Sunday, February 21, 2010

Corollary to Riposte

So, if you haven't realised it yet, failure is not an option. You can either work hard, or die horribly. (Well, not literally. Maybe not.) Good luck.

Riposte, Part Two

And no, I will not prepare a contingency plan for this. If you're planning an Everest ascent, you don't usually put in a contingency plan to scale an easier peak somewhere else just in case you couldn't make your original target. Well, you could, but it would be terribly lame.

Riposte

Someone said (today) that mathematicians are usually intensely concentrated people who, to put it bluntly, do not really have a life. I say, look at von Neumann.

Sunset over Jurong Island

Thursday, February 11, 2010

The Monster of Concrete

Vientiane has no pretensions to being Paris.

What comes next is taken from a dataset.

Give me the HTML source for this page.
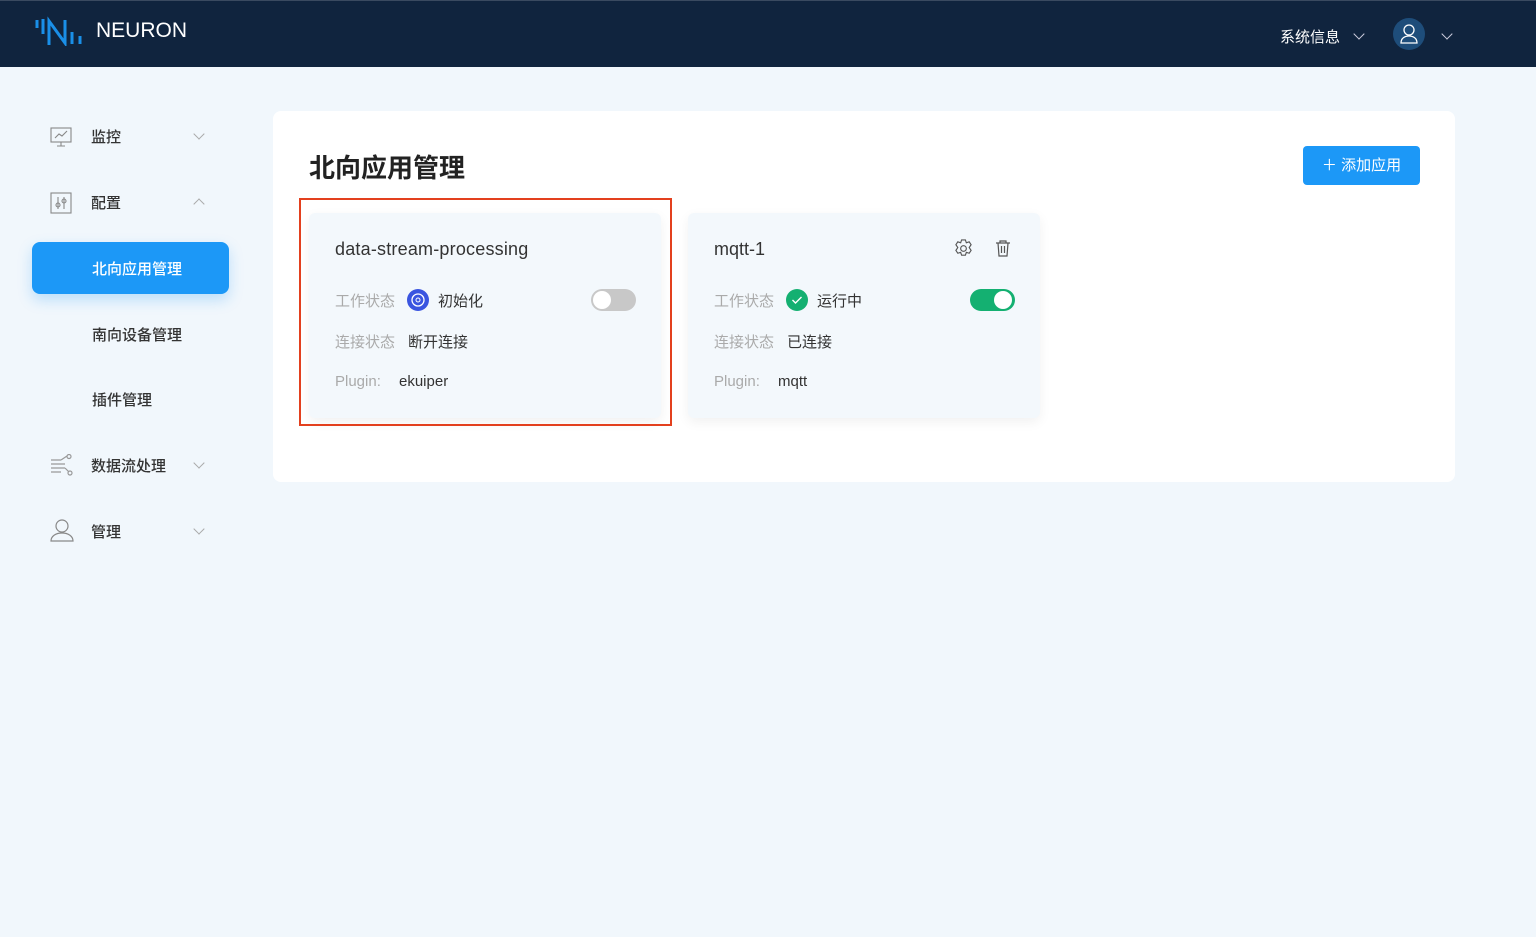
<!DOCTYPE html>
<html><head><meta charset="utf-8"><style>
*{box-sizing:border-box;margin:0;padding:0}
body{width:1536px;height:937px;background:#f1f7fc;font-family:"Liberation Sans","Noto Sans CJK SC",sans-serif;position:relative;overflow:hidden;color:#333}
.hdr{position:absolute;left:0;top:0;width:1536px;height:67px;background:#10243e;border-top:1px solid #3a4a60}
.abs{position:absolute}
.menu{position:absolute;left:91px;font-size:15px;color:#333;font-weight:500}
.chev{position:absolute;left:195px;width:8px;height:8px;border-right:1px solid #aaa;border-bottom:1px solid #aaa}
.panel{position:absolute;left:273px;top:111px;width:1182px;height:371px;background:#fff;border-radius:8px}
.card{position:absolute;top:213px;width:352px;height:205px;background:#f3f8fc;border-radius:6px;box-shadow:0 4px 12px rgba(0,0,0,0.06)}
.lbl{position:absolute;font-size:15px;color:#aaa}
.val{position:absolute;font-size:15px;color:#333}
</style></head><body>
<div class="hdr">
<svg class="abs" style="left:34px;top:15px" width="52" height="30" viewBox="0 0 52 30"><g stroke="#1a8fe8" stroke-width="3"><line x1="3" y1="4" x2="3" y2="12"/><line x1="9" y1="3" x2="9" y2="18"/><path d="M15 29V5L31 27V4" fill="none"/><line x1="38" y1="16" x2="38" y2="28"/><line x1="46" y1="20" x2="46" y2="28"/></g></svg>
<div class="abs" style="left:96px;top:18px;font-size:21px;color:#fff">NEURON</div>
<div class="abs" style="left:1280px;top:25px;font-size:15px;color:#fff">系统信息</div>
<div class="abs" style="left:1355px;top:29px;width:8px;height:8px;border-right:1.5px solid #ccd;border-bottom:1.5px solid #ccd;transform:rotate(45deg)"></div>
<div class="abs" style="left:1393px;top:17px;width:32px;height:32px;border-radius:50%;background:#1e4d7a"></div>
<svg class="abs" style="left:1399px;top:22px" width="20" height="22" viewBox="0 0 20 22" fill="none" stroke="#fff" stroke-width="1.3"><circle cx="10" cy="7" r="5"/><path d="M2 20c0-5 4-7 8-7s8 2 8 7z"/></svg>
<div class="abs" style="left:1443px;top:29px;width:8px;height:8px;border-right:1.5px solid #ccd;border-bottom:1.5px solid #ccd;transform:rotate(45deg)"></div>
</div>
<svg class="abs" style="left:50px;top:126px" width="22" height="22" viewBox="0 0 22 22" fill="none" stroke="#888" stroke-width="1.1"><rect x="1" y="2" width="20" height="14"/><path d="M5 12l4-4 3 2 5-5M7 20h8M11 16v4"/></svg>
<div class="menu" style="top:126px">监控</div><div class="chev" style="top:130px;transform:rotate(45deg)"></div>
<svg class="abs" style="left:50px;top:192px" width="22" height="22" viewBox="0 0 22 22" fill="none" stroke="#888" stroke-width="1.1"><rect x="1" y="1" width="20" height="20"/><path d="M8 5v12M14 5v12"/><circle cx="8" cy="13" r="2"/><circle cx="14" cy="9" r="2"/></svg>
<div class="menu" style="top:192px">配置</div><div class="chev" style="top:200px;transform:rotate(-135deg)"></div>
<div class="abs" style="left:32px;top:242px;width:197px;height:52px;background:#1c98f7;border-radius:8px;box-shadow:0 6px 14px rgba(28,152,247,0.25)"></div>
<div class="menu" style="left:92px;top:258px;color:#fff">北向应用管理</div>
<div class="menu" style="left:92px;top:324px">南向设备管理</div>
<div class="menu" style="left:92px;top:389px">插件管理</div>
<svg class="abs" style="left:50px;top:454px" width="24" height="24" viewBox="0 0 24 24" fill="none" stroke="#999" stroke-width="1.2"><path d="M1 6h10M1 10h14M1 14h14M1 18h10M11 6l6-4M15 14l4 4"/><circle cx="19" cy="2.5" r="2"/><circle cx="20" cy="19" r="2"/></svg>
<div class="menu" style="top:455px">数据流处理</div><div class="chev" style="top:459px;transform:rotate(45deg)"></div>
<svg class="abs" style="left:50px;top:518px" width="24" height="24" viewBox="0 0 24 24" fill="none" stroke="#888" stroke-width="1.2"><circle cx="12" cy="8" r="6"/><path d="M1 23c0-5 5-8 11-8s11 3 11 8z"/></svg>
<div class="menu" style="top:521px">管理</div><div class="chev" style="top:525px;transform:rotate(45deg)"></div>

<div class="panel"></div>
<div class="abs" style="left:309px;top:148px;font-size:26px;font-weight:bold;color:#222">北向应用管理</div>
<div class="abs" style="left:1303px;top:146px;width:117px;height:39px;background:#1c98f7;border-radius:4px;color:#fff;font-size:15px;line-height:39px;text-align:center">＋ 添加应用</div>

<div class="card" style="left:309px"></div>
<div class="abs" style="left:299px;top:198px;width:373px;height:228px;border:2px solid #e3401e"></div>
<div class="val" style="left:335px;top:239px;font-size:18px;letter-spacing:0.2px">data-stream-processing</div>
<div class="lbl" style="left:335px;top:290px">工作状态</div>
<div class="abs" style="left:407px;top:289px;width:22px;height:22px;border-radius:50%;background:#3a55e0"></div>
<svg class="abs" style="left:407px;top:289px" width="22" height="22"><circle cx="11" cy="11" r="6" fill="none" stroke="#fff" stroke-width="1.3"/><circle cx="11" cy="11" r="2" fill="none" stroke="#fff"/></svg>
<div class="val" style="left:438px;top:290px">初始化</div>
<div class="abs" style="left:591px;top:289px;width:45px;height:22px;border-radius:11px;background:#c8c8c8"></div>
<div class="abs" style="left:593px;top:291px;width:18px;height:18px;border-radius:50%;background:#fff"></div>
<div class="lbl" style="left:335px;top:331px">连接状态</div><div class="val" style="left:408px;top:331px">断开连接</div>
<div class="lbl" style="left:335px;top:373px">Plugin:</div><div class="val" style="left:399px;top:373px">ekuiper</div>

<div class="card" style="left:688px"></div>
<div class="val" style="left:714px;top:239px;font-size:18px">mqtt-1</div>
<svg class="abs" style="left:954px;top:239px" width="19" height="19" viewBox="0 0 20 20" fill="none" stroke="#555" stroke-width="1.2"><circle cx="10" cy="10" r="3"/><path d="M8 1h4l1 3 3-1 2 3-2 3 2 3-2 3-3-1-1 3H8l-1-3-3 1-2-3 2-3-2-3 2-3 3 1z"/></svg>
<svg class="abs" style="left:995px;top:240px" width="16" height="17" viewBox="0 0 16 17" fill="none" stroke="#555" stroke-width="1.2"><path d="M1 3h14M5 3V1h6v2M3 3l1 13h8l1-13M6.5 6v7M9.5 6v7"/></svg>
<div class="lbl" style="left:714px;top:290px">工作状态</div>
<div class="abs" style="left:786px;top:289px;width:22px;height:22px;border-radius:50%;background:#14b071"></div>
<svg class="abs" style="left:786px;top:289px" width="22" height="22"><path d="M6.5 11l3 3 6-6" fill="none" stroke="#fff" stroke-width="1.4"/></svg>
<div class="val" style="left:817px;top:290px">运行中</div>
<div class="abs" style="left:970px;top:289px;width:45px;height:22px;border-radius:11px;background:#14b071"></div>
<div class="abs" style="left:994px;top:291px;width:18px;height:18px;border-radius:50%;background:#fff"></div>
<div class="lbl" style="left:714px;top:331px">连接状态</div><div class="val" style="left:787px;top:331px">已连接</div>
<div class="lbl" style="left:714px;top:373px">Plugin:</div><div class="val" style="left:778px;top:373px">mqtt</div>
</body></html>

That's probably just a colourful lie told by foreigners. With enough imagination (or Beerlao, or preferably both), Avenue Lane Xang could conceivably vaguely resemble the Avenue Champs-Elysees, and Patuxai the Arc de Triomphe. Just in case somebody does actually try to imagine that, though, the introduction to the Patuxai, on a concrete slab on the ground floor, tells us that, because construction was "never complete due to the country's turbulent history", "[f]rom a closer distance, it appears even less impressive, like a monster of concrete." In this age of slick overmarketing of tourist non-attractions, that kind of frankness deserves some credit.